Start EXERCISE DATA

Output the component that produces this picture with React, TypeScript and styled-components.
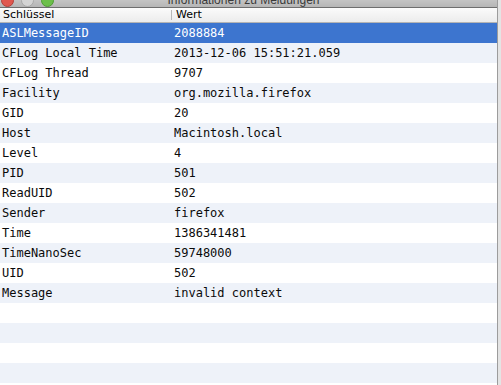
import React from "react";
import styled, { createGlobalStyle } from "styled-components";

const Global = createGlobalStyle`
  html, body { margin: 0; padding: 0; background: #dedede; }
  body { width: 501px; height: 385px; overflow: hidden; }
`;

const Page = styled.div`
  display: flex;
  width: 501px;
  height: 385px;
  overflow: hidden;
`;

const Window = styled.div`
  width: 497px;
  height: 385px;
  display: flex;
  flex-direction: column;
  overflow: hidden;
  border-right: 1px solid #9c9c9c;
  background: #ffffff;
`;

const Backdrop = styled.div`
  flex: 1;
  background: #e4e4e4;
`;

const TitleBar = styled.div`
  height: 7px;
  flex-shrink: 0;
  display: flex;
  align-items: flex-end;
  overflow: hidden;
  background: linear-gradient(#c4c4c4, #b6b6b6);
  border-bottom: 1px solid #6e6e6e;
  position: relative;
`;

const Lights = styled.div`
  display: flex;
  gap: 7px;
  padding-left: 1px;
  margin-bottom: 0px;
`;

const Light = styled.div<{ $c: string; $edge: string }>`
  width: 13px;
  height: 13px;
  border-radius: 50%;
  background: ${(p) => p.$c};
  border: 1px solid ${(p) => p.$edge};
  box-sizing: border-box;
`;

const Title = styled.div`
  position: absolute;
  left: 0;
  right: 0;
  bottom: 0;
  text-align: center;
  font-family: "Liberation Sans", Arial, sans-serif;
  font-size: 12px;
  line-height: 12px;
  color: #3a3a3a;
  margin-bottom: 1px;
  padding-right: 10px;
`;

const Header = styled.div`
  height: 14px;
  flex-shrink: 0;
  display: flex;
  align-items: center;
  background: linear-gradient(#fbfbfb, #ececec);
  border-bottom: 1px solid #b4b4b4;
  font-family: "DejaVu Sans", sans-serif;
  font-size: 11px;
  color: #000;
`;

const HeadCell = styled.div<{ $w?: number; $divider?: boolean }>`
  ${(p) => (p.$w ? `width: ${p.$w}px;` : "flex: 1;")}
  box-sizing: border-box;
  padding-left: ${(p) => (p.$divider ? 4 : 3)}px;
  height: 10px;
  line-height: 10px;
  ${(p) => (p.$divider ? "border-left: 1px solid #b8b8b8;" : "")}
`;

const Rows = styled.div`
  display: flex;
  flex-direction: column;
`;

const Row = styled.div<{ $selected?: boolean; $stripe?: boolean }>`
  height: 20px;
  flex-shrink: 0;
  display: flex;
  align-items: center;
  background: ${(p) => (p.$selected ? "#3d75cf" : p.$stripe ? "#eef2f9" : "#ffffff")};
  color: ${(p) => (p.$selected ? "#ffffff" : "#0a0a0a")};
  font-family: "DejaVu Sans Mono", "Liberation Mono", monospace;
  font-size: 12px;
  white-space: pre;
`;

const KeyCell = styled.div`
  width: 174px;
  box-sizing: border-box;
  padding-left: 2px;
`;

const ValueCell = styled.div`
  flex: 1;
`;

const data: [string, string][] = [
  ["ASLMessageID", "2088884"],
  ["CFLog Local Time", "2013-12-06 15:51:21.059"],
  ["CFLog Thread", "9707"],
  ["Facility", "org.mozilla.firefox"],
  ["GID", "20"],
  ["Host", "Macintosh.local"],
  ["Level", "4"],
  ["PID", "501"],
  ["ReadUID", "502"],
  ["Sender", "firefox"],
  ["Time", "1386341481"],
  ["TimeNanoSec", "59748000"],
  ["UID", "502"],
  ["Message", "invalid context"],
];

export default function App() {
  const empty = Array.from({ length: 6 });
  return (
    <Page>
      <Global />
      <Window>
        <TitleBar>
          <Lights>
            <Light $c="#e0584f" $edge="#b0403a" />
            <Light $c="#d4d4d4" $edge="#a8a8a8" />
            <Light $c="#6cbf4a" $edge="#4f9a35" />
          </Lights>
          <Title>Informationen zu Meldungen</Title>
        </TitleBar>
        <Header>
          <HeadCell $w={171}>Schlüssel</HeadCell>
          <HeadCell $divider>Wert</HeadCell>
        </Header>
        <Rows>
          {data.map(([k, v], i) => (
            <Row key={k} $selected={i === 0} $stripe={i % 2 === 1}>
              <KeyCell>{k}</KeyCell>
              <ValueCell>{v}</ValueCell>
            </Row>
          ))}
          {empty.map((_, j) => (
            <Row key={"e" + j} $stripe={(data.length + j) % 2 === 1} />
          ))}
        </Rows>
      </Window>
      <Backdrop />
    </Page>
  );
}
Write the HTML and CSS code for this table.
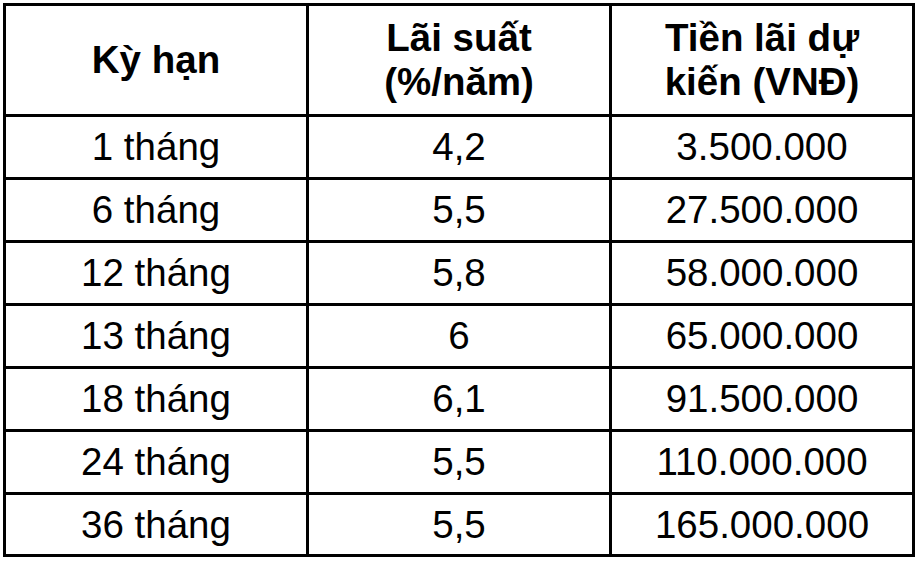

End EXERCISE DATA

GIVEN PROBLEM:
Copy out every line with the word "components".

WRITTEN SOLUTION:
Output the component that produces this picture with React, TypeScript and styled-components.
import styled, { createGlobalStyle } from "styled-components";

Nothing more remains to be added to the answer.